Ore e ore di ricerca, di discussioni, di passioni fra vini e morcilla, prosciutti divini, formaggi da svenimento, uova che facevano la grandezza della casa, assieme ai piatti sempre diversi, sempre sublimi. Ma ripeto: non era il gusto – davvero da estasi – a dominare. Era altro. Qualcosa che solo dopo molto tempo e molta fatica si può individuare come uno scintillio improvviso e fuggevole di verità, quell’effimero eterno che fa la grandezza del Mediterraneo.
Vogliono fare tabula rasa. Vi sia chiaro. Ovunque è lo stesso.

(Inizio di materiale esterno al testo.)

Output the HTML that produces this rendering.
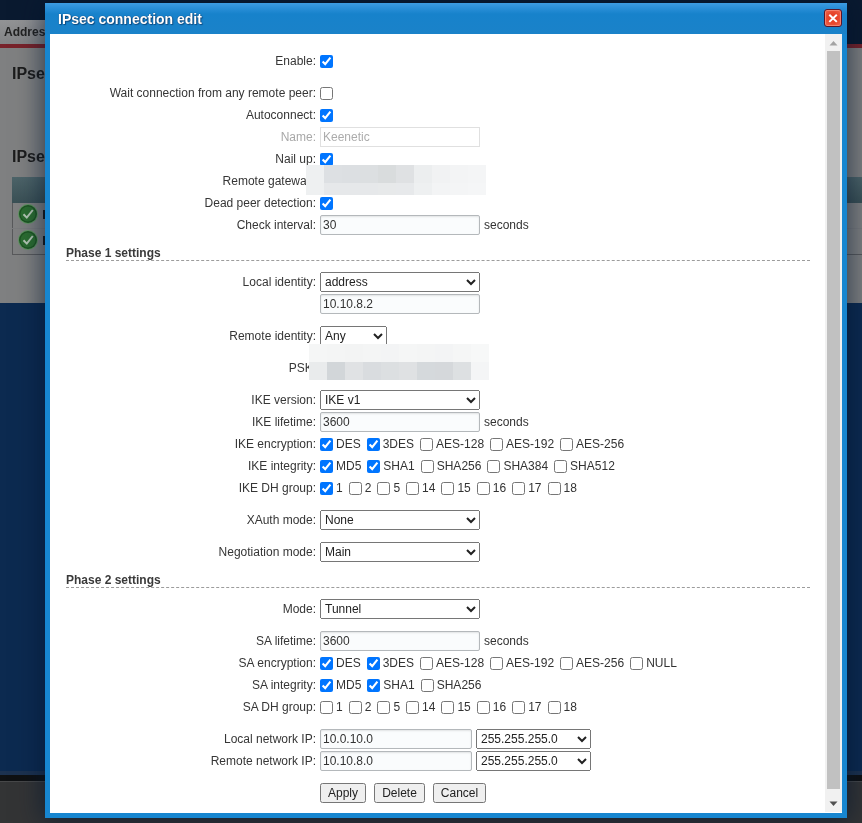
<!DOCTYPE html>
<html><head><meta charset="utf-8">
<style>
html,body{margin:0;padding:0;width:862px;height:823px;overflow:hidden;background:#6e6f71;font-family:"Liberation Sans",sans-serif;}
.abs{position:absolute;}
#wrap{position:absolute;left:0;top:0;width:862px;height:823px;will-change:transform;}
#bgtop{left:0;top:0;width:862px;height:45px;background:#0a1a30;}
#tab{left:0;top:20px;width:60px;height:25px;background:linear-gradient(#929395,#828385);}
#tabtxt{left:4px;top:25px;font-size:12px;font-weight:bold;line-height:14px;color:#222;}
#red{left:0;top:44px;width:862px;height:4px;background:#78222a;}
#gray{left:0;top:48px;width:862px;height:255px;background:#7f8081;}
#h1{left:12px;top:64px;font-size:16px;font-weight:bold;line-height:19px;color:#1c1c1c;}
#h2{left:12px;top:147px;font-size:16px;font-weight:bold;line-height:19px;color:#1c1c1c;}
#thead{left:12px;top:177px;width:900px;height:26px;background:linear-gradient(#4d6469,#3a5055);}
#tbody{left:12px;top:203px;width:900px;height:52px;box-sizing:border-box;border:1px solid #58595b;border-top:0;}
#trow{left:12px;top:228px;width:900px;height:1px;background:#7a7b7d;}
.ico{position:absolute;left:18px;width:20px;height:20px;}
#navy{left:0;top:303px;width:862px;height:468px;background:#0c2a50;}
#navl{left:0;top:771px;width:862px;height:4px;background:#1c3250;}
#blk{left:0;top:775px;width:862px;height:6px;background:#0f1113;}
#dk{left:0;top:781px;width:862px;height:42px;background:#333435;border-top:1px solid #474849;}
#shadow{left:0;top:0;width:862px;height:823px;}
#dlg{left:45px;top:3px;width:802px;height:815px;background:#1786d0;box-shadow:0 0 24px 3px rgba(0,20,45,.6);}
#titlebar{left:45px;top:3px;width:802px;height:31px;background:linear-gradient(#3d9ce2 0px,#2d91da 4px,#1782cb 11px,#1a82c9 31px);}
#title{left:58px;top:11px;color:#fff;text-shadow:0 0 1px rgba(0,30,70,.9),1px 1px 1px rgba(0,30,70,.5);font-weight:bold;font-size:14px;line-height:16px;}
#body{left:50px;top:34px;width:792px;height:779px;background:#fff;}
#close{left:824px;top:9px;width:18px;height:18px;box-sizing:border-box;background:radial-gradient(circle at 50% 50%,#e2361c 0,#e8492f 50%,#f06a55 100%);border:1px solid #5a1428;border-radius:3px;box-shadow:inset 0 0 0 1px #f3836f;}
#sb{left:825px;top:34px;width:17px;height:778px;background:#f1f1f1;}
#thumb{left:827px;top:51px;width:13px;height:738px;background:#c1c1c1;}
.lbl{position:absolute;right:546px;font-size:12px;line-height:14px;color:#363636;white-space:nowrap;}
.dis{color:#a8a8a8;}
.txt{position:absolute;font-size:12px;line-height:14px;color:#333;white-space:nowrap;}
.cbx{position:absolute;margin:0;width:13px;height:13px;}
.cbrow{position:absolute;left:314px;font-size:12px;line-height:14px;color:#333;white-space:nowrap;}
.icb{margin:1px 3px 0 6px;width:13px;height:13px;vertical-align:top;}
.inp{position:absolute;box-sizing:border-box;height:20px;border:1px solid #b4b8bb;border-radius:2px;background:#fafcfd;box-shadow:inset 0 1px 2px rgba(0,0,0,.10);font-size:12px;line-height:18px;color:#333;padding-left:2px;white-space:nowrap;}
.disin{color:#acacac;background:#fff;border-color:#e0e0e0;border-radius:0;box-shadow:none;}
.sel{position:absolute;box-sizing:border-box;margin:0;height:20px;font-family:"Liberation Sans",sans-serif;font-size:12px;color:#222;}
.hd{position:absolute;left:66px;font-size:12px;font-weight:bold;line-height:14px;color:#3a3a3a;}
.dash{position:absolute;left:66px;width:744px;height:0;border-top:1px dashed #9c9c9c;}
.btn{position:absolute;box-sizing:border-box;margin:0;padding:0;height:20px;font-family:"Liberation Sans",sans-serif;font-size:12px;color:#222;}
</style></head><body><div id="wrap">
<div id="bgtop" class="abs"></div>
<div id="tab" class="abs"></div>
<div id="tabtxt" class="abs">Address</div>
<div id="red" class="abs"></div>
<div id="gray" class="abs"></div>
<div id="h1" class="abs">IPsec</div>
<div id="h2" class="abs">IPsec</div>
<div id="thead" class="abs"></div>
<div id="tbody" class="abs"></div>
<div id="trow" class="abs"></div>
<svg class="ico" style="top:204px" viewBox="0 0 20 20"><circle cx="10" cy="10" r="10" fill="#5f9460"/><circle cx="10" cy="10" r="9" fill="#1d5522"/><circle cx="10" cy="10" r="7.5" fill="#2b6d30"/><path d="M5.5 10.2 L8.8 13.6 L14.8 6" stroke="#b5c7b5" stroke-width="2" fill="none"/></svg>
<svg class="ico" style="top:230px" viewBox="0 0 20 20"><circle cx="10" cy="10" r="10" fill="#5f9460"/><circle cx="10" cy="10" r="9" fill="#1d5522"/><circle cx="10" cy="10" r="7.5" fill="#2b6d30"/><path d="M5.5 10.2 L8.8 13.6 L14.8 6" stroke="#b5c7b5" stroke-width="2" fill="none"/></svg>
<div class="abs" style="left:43px;top:210px;width:2px;height:9px;background:#1a1a1a"></div>
<div class="abs" style="left:43px;top:236px;width:2px;height:9px;background:#1a1a1a"></div>
<div id="navy" class="abs"></div>
<div id="navl" class="abs"></div>
<div id="blk" class="abs"></div>
<div id="dk" class="abs"></div>
<div id="dlg" class="abs"></div>
<div id="titlebar" class="abs"></div>
<div id="title" class="abs">IPsec connection edit</div>
<div id="close" class="abs"><svg width="16" height="16" style="position:absolute;left:0;top:0" viewBox="0 0 16 16"><path d="M4.3 4.7 L11.8 11.9 M11.8 4.7 L4.3 11.9" stroke="#fff" stroke-width="2" stroke-linecap="butt"/></svg></div>
<div id="body" class="abs"></div>
<div id="sb" class="abs"></div>
<div id="thumb" class="abs"></div>
<svg class="abs" style="left:829px;top:40px" width="9" height="6" viewBox="0 0 9 6"><path d="M0.5 5.5 L4.5 1 L8.5 5.5 Z" fill="#a3a3a3"/></svg>
<svg class="abs" style="left:829px;top:801px" width="9" height="6" viewBox="0 0 9 6"><path d="M0.5 0.5 L4.5 5 L8.5 0.5 Z" fill="#505050"/></svg>
<div class="lbl " style="top:54px">Enable:</div>
<input type="checkbox" class="cbx" style="top:55px;left:320px" checked>
<div class="lbl " style="top:86px">Wait connection from any remote peer:</div>
<input type="checkbox" class="cbx" style="top:87px;left:320px">
<div class="lbl " style="top:108px">Autoconnect:</div>
<input type="checkbox" class="cbx" style="top:109px;left:320px" checked>
<div class="lbl dis" style="top:130px">Name:</div>
<div class="inp disin" style="top:127px;left:320px;width:160px">Keenetic</div>
<div class="lbl " style="top:152px">Nail up:</div>
<input type="checkbox" class="cbx" style="top:153px;left:320px" checked>
<div class="lbl " style="top:174px">Remote gateway:</div>
<div class="lbl " style="top:196px">Dead peer detection:</div>
<input type="checkbox" class="cbx" style="top:197px;left:320px" checked>
<div class="lbl " style="top:218px">Check interval:</div>
<div class="inp " style="top:215px;left:320px;width:160px">30</div>
<div class="txt" style="top:218px;left:484px">seconds</div>
<div class="hd" style="top:246px">Phase 1 settings</div><div class="dash" style="top:260px"></div>
<div class="lbl " style="top:275px">Local identity:</div>
<select class="sel" style="top:272px;left:320px;width:160px"><option>address</option></select>
<div class="inp " style="top:294px;left:320px;width:160px">10.10.8.2</div>
<div class="lbl " style="top:329px">Remote identity:</div>
<select class="sel" style="top:326px;left:320px;width:67px"><option>Any</option></select>
<div class="lbl " style="top:361px">PSK:</div>
<div class="lbl " style="top:393px">IKE version:</div>
<select class="sel" style="top:390px;left:320px;width:160px"><option>IKE v1</option></select>
<div class="lbl " style="top:415px">IKE lifetime:</div>
<div class="inp " style="top:412px;left:320px;width:160px">3600</div>
<div class="txt" style="top:415px;left:484px">seconds</div>
<div class="lbl " style="top:437px">IKE encryption:</div>
<div class="cbrow" style="top:437px"><input type="checkbox" class="icb" checked>DES<input type="checkbox" class="icb" checked>3DES<input type="checkbox" class="icb">AES-128<input type="checkbox" class="icb">AES-192<input type="checkbox" class="icb">AES-256</div>
<div class="lbl " style="top:459px">IKE integrity:</div>
<div class="cbrow" style="top:459px"><input type="checkbox" class="icb" checked>MD5<input type="checkbox" class="icb" checked>SHA1<input type="checkbox" class="icb">SHA256<input type="checkbox" class="icb">SHA384<input type="checkbox" class="icb">SHA512</div>
<div class="lbl " style="top:481px">IKE DH group:</div>
<div class="cbrow" style="top:481px"><input type="checkbox" class="icb" checked>1<input type="checkbox" class="icb">2<input type="checkbox" class="icb">5<input type="checkbox" class="icb">14<input type="checkbox" class="icb">15<input type="checkbox" class="icb">16<input type="checkbox" class="icb">17<input type="checkbox" class="icb">18</div>
<div class="lbl " style="top:513px">XAuth mode:</div>
<select class="sel" style="top:510px;left:320px;width:160px"><option>None</option></select>
<div class="lbl " style="top:545px">Negotiation mode:</div>
<select class="sel" style="top:542px;left:320px;width:160px"><option>Main</option></select>
<div class="hd" style="top:573px">Phase 2 settings</div><div class="dash" style="top:587px"></div>
<div class="lbl " style="top:602px">Mode:</div>
<select class="sel" style="top:599px;left:320px;width:160px"><option>Tunnel</option></select>
<div class="lbl " style="top:634px">SA lifetime:</div>
<div class="inp " style="top:631px;left:320px;width:160px">3600</div>
<div class="txt" style="top:634px;left:484px">seconds</div>
<div class="lbl " style="top:656px">SA encryption:</div>
<div class="cbrow" style="top:656px"><input type="checkbox" class="icb" checked>DES<input type="checkbox" class="icb" checked>3DES<input type="checkbox" class="icb">AES-128<input type="checkbox" class="icb">AES-192<input type="checkbox" class="icb">AES-256<input type="checkbox" class="icb">NULL</div>
<div class="lbl " style="top:678px">SA integrity:</div>
<div class="cbrow" style="top:678px"><input type="checkbox" class="icb" checked>MD5<input type="checkbox" class="icb" checked>SHA1<input type="checkbox" class="icb">SHA256</div>
<div class="lbl " style="top:700px">SA DH group:</div>
<div class="cbrow" style="top:700px"><input type="checkbox" class="icb">1<input type="checkbox" class="icb">2<input type="checkbox" class="icb">5<input type="checkbox" class="icb">14<input type="checkbox" class="icb">15<input type="checkbox" class="icb">16<input type="checkbox" class="icb">17<input type="checkbox" class="icb">18</div>
<div class="lbl " style="top:732px">Local network IP:</div>
<div class="inp " style="top:729px;left:320px;width:152px">10.0.10.0</div>
<select class="sel" style="top:729px;left:476px;width:115px"><option>255.255.255.0</option></select>
<div class="lbl " style="top:754px">Remote network IP:</div>
<div class="inp " style="top:751px;left:320px;width:152px">10.10.8.0</div>
<select class="sel" style="top:751px;left:476px;width:115px"><option>255.255.255.0</option></select>
<button class="btn" style="top:783px;left:320px;width:46px">Apply</button>
<button class="btn" style="top:783px;left:374px;width:51px">Delete</button>
<button class="btn" style="top:783px;left:433px;width:53px">Cancel</button>
<div class="abs" style="left:306px;top:165px;width:18px;height:18px;background:#eef0f1"></div><div class="abs" style="left:324px;top:165px;width:18px;height:18px;background:#dde0e3"></div><div class="abs" style="left:342px;top:165px;width:18px;height:18px;background:#dcdfe2"></div><div class="abs" style="left:360px;top:165px;width:18px;height:18px;background:#dcdfe1"></div><div class="abs" style="left:378px;top:165px;width:18px;height:18px;background:#d9dcdd"></div><div class="abs" style="left:396px;top:165px;width:18px;height:18px;background:#dfe1e3"></div><div class="abs" style="left:414px;top:165px;width:18px;height:18px;background:#eceeef"></div><div class="abs" style="left:432px;top:165px;width:18px;height:18px;background:#f1f2f3"></div><div class="abs" style="left:450px;top:165px;width:18px;height:18px;background:#f3f4f5"></div><div class="abs" style="left:468px;top:165px;width:18px;height:18px;background:#f4f5f6"></div><div class="abs" style="left:306px;top:183px;width:18px;height:12px;background:#eef0f1"></div><div class="abs" style="left:324px;top:183px;width:18px;height:12px;background:#e6e8ea"></div><div class="abs" style="left:342px;top:183px;width:18px;height:12px;background:#e6e8ea"></div><div class="abs" style="left:360px;top:183px;width:18px;height:12px;background:#e6e8ea"></div><div class="abs" style="left:378px;top:183px;width:18px;height:12px;background:#e7e9ea"></div><div class="abs" style="left:396px;top:183px;width:18px;height:12px;background:#e7e9eb"></div><div class="abs" style="left:414px;top:183px;width:18px;height:12px;background:#eef0f1"></div><div class="abs" style="left:432px;top:183px;width:18px;height:12px;background:#f3f4f5"></div><div class="abs" style="left:450px;top:183px;width:18px;height:12px;background:#f4f5f6"></div><div class="abs" style="left:468px;top:183px;width:18px;height:12px;background:#f5f6f7"></div><div class="abs" style="left:309px;top:344px;width:18px;height:18px;background:#f5f6f6"></div><div class="abs" style="left:327px;top:344px;width:18px;height:18px;background:#f4f5f5"></div><div class="abs" style="left:345px;top:344px;width:18px;height:18px;background:#f3f4f4"></div><div class="abs" style="left:363px;top:344px;width:18px;height:18px;background:#f4f5f5"></div><div class="abs" style="left:381px;top:344px;width:18px;height:18px;background:#f3f4f5"></div><div class="abs" style="left:399px;top:344px;width:18px;height:18px;background:#f5f6f6"></div><div class="abs" style="left:417px;top:344px;width:18px;height:18px;background:#f4f5f5"></div><div class="abs" style="left:435px;top:344px;width:18px;height:18px;background:#f3f4f5"></div><div class="abs" style="left:453px;top:344px;width:18px;height:18px;background:#f5f6f6"></div><div class="abs" style="left:471px;top:344px;width:18px;height:18px;background:#f7f8f8"></div><div class="abs" style="left:309px;top:362px;width:18px;height:18px;background:#e9ebec"></div><div class="abs" style="left:327px;top:362px;width:18px;height:18px;background:#d2d6d9"></div><div class="abs" style="left:345px;top:362px;width:18px;height:18px;background:#e0e2e4"></div><div class="abs" style="left:363px;top:362px;width:18px;height:18px;background:#d9dcdf"></div><div class="abs" style="left:381px;top:362px;width:18px;height:18px;background:#dcdfe1"></div><div class="abs" style="left:399px;top:362px;width:18px;height:18px;background:#dfe1e3"></div><div class="abs" style="left:417px;top:362px;width:18px;height:18px;background:#d5d9dc"></div><div class="abs" style="left:435px;top:362px;width:18px;height:18px;background:#d5d8db"></div><div class="abs" style="left:453px;top:362px;width:18px;height:18px;background:#dde0e2"></div><div class="abs" style="left:471px;top:362px;width:18px;height:18px;background:#f4f5f6"></div>
</div></body></html>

Mi trovo in Grecia, ora. Pochi giorni fa, in una via di Atene che amo molto, ho visto con i miei occhi operai al lavoro per distruggere enormi botti di una vecchia taverna, una delle ultime del centro. Erano botti di quasi due secoli. Ancora funzionanti. Ancora spillanti vino resinato di quelli che vanno giù e ti fanno sentire il canto delle cicale. Le hanno distrutte così. Verranno sostituite da un ristorantino elegante e vini in bottiglia.
Stamattina, in un’isola dell’Egeo, ho incontrato un vecchio di qui, un tipo particolare, molto propenso alle battute fulminanti. Una decina di anni fa credeva di avere il denaro per costruire case e farne stanze da dare in affitto. Poi i soldi finirono. Le case rimasero uno scheletro. Uno scheletro che nel frattempo aveva tolto l’aria e la vista alle case dei vicini. La rovina sua e degli altri deve averlo piegato. Quest’anno, però le case sono quasi pronte, anche se credo che non gli appartengano più. Ho cercato di domandarglielo. “Noi moriamo, le case restano” ha detto “Restano le mura, restano le macerie”. Volevo uscire da quella solennità da tragedia e capire qualcosa di più. “Ma le avete finite dunque?” “Sono loro che finiscono noi” ha detto e se n’è andato.